Data lines:

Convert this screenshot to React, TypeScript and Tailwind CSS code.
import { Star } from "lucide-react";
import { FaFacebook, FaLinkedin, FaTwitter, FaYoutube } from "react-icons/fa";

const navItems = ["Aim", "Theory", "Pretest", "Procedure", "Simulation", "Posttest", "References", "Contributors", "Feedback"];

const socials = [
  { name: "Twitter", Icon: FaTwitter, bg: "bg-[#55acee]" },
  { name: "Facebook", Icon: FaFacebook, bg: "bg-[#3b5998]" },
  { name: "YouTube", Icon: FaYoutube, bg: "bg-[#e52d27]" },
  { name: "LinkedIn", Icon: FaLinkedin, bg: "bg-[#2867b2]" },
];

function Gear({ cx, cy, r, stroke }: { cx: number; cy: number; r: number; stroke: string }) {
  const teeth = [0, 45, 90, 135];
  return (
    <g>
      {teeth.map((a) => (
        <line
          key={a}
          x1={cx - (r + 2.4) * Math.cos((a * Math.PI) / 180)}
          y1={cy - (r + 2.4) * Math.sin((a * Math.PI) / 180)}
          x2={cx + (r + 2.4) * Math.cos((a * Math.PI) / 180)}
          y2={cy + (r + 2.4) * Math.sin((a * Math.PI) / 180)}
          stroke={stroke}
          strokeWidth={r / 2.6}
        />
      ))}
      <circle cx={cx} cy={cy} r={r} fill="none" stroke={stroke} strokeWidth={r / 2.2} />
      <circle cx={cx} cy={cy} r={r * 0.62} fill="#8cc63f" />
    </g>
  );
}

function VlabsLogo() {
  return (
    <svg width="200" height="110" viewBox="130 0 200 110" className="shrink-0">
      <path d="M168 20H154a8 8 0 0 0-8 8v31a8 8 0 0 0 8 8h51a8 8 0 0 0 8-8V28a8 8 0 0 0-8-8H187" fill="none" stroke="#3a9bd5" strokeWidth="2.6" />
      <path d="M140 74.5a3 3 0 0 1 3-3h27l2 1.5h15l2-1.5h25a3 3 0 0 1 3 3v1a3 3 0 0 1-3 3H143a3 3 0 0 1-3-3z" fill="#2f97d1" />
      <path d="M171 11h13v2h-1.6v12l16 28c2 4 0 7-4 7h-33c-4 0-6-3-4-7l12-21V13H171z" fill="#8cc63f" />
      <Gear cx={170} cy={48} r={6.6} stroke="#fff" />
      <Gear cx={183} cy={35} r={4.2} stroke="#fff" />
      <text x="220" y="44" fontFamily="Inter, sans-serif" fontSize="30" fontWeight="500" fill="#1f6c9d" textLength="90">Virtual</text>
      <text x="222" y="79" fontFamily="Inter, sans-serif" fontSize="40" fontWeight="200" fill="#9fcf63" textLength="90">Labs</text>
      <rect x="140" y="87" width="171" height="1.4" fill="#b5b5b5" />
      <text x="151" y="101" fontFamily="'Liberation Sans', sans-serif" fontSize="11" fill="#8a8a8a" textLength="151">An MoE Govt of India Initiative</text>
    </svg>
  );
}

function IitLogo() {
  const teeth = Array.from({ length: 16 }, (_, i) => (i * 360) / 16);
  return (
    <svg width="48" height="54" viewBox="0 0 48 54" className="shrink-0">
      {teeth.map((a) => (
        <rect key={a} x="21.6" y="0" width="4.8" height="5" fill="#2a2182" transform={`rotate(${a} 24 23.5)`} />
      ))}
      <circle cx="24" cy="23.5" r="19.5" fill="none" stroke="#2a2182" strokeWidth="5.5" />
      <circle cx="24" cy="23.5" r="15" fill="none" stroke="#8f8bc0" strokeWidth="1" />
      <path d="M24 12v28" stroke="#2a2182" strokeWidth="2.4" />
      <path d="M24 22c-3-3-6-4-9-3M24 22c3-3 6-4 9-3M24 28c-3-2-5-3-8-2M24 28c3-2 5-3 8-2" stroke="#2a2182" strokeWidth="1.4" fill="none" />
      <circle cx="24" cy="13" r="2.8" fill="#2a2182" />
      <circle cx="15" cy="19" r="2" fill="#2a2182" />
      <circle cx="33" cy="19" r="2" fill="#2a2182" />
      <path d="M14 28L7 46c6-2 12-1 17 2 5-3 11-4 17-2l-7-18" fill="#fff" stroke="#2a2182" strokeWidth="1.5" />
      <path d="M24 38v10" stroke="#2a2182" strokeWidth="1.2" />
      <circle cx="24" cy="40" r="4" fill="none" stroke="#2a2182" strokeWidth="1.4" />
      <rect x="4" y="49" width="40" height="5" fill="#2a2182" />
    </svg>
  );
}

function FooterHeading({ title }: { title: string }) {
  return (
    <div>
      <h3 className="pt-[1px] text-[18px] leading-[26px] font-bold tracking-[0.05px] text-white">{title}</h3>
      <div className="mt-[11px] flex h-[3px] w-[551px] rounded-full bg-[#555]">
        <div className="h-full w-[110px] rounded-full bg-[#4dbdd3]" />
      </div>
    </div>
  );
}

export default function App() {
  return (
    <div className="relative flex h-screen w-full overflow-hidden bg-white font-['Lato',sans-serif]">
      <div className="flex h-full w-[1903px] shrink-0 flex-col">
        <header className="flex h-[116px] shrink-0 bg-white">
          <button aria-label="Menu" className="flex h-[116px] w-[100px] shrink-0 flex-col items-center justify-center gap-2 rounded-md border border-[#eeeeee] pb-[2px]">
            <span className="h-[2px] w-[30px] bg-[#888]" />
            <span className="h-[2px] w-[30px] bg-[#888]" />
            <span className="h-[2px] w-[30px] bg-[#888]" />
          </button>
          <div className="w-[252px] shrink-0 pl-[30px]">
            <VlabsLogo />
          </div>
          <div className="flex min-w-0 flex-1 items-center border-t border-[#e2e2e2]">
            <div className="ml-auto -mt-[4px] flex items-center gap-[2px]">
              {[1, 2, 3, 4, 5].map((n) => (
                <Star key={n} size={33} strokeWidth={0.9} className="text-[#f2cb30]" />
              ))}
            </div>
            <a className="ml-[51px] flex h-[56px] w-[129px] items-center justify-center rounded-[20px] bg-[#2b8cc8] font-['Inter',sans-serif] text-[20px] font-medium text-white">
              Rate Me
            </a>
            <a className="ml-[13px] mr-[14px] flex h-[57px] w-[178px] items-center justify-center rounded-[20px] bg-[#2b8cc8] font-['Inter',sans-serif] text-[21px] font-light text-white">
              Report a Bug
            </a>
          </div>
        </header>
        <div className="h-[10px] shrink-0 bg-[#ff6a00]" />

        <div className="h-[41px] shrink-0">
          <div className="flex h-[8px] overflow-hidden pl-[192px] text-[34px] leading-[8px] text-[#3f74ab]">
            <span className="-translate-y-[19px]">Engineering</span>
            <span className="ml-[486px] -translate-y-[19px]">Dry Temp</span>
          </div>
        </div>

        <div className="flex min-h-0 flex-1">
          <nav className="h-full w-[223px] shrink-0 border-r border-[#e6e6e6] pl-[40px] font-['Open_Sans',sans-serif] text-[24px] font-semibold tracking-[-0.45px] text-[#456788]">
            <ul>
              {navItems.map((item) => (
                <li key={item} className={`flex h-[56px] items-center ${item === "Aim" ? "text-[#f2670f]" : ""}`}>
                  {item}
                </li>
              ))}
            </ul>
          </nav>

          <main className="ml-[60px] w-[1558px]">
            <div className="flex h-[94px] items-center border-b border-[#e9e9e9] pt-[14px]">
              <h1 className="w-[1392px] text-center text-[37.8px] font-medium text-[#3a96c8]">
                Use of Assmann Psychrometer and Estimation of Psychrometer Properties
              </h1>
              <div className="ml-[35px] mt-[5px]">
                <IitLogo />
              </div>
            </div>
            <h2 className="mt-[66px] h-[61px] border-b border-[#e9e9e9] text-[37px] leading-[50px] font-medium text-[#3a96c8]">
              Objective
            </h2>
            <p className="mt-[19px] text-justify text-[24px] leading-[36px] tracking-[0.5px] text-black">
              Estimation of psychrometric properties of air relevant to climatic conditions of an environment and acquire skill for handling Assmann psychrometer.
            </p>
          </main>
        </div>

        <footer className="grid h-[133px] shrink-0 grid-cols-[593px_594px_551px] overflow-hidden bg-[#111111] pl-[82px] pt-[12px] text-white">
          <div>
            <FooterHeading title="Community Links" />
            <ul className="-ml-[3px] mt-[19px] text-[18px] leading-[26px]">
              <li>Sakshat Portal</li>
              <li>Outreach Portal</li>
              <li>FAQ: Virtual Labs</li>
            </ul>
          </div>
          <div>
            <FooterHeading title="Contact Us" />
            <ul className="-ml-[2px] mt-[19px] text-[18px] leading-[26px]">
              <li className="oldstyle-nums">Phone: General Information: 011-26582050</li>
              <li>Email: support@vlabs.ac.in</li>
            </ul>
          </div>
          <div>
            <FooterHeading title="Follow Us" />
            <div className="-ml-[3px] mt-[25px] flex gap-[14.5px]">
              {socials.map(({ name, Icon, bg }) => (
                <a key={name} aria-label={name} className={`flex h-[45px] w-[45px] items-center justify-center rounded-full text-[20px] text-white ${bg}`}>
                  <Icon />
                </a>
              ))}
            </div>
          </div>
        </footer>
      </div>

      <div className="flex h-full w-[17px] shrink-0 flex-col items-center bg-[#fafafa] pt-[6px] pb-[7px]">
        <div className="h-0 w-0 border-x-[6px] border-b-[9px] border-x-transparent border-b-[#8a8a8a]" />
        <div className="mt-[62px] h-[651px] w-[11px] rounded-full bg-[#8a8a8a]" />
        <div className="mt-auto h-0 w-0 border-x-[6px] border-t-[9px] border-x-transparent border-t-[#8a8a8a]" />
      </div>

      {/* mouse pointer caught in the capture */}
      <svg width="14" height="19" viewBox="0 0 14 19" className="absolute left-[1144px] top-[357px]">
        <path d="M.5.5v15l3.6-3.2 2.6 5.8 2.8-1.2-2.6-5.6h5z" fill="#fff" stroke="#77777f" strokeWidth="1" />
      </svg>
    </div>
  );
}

Your objective: Print the material above verbatim, first line through the line containing "FaLinkedin, FaTwitter, FaYoutube", both included.

Output of the task:
Convert this screenshot to React, TypeScript and Tailwind CSS code.
import { Star } from "lucide-react";
import { FaFacebook, FaLinkedin, FaTwitter, FaYoutube } from "react-icons/fa";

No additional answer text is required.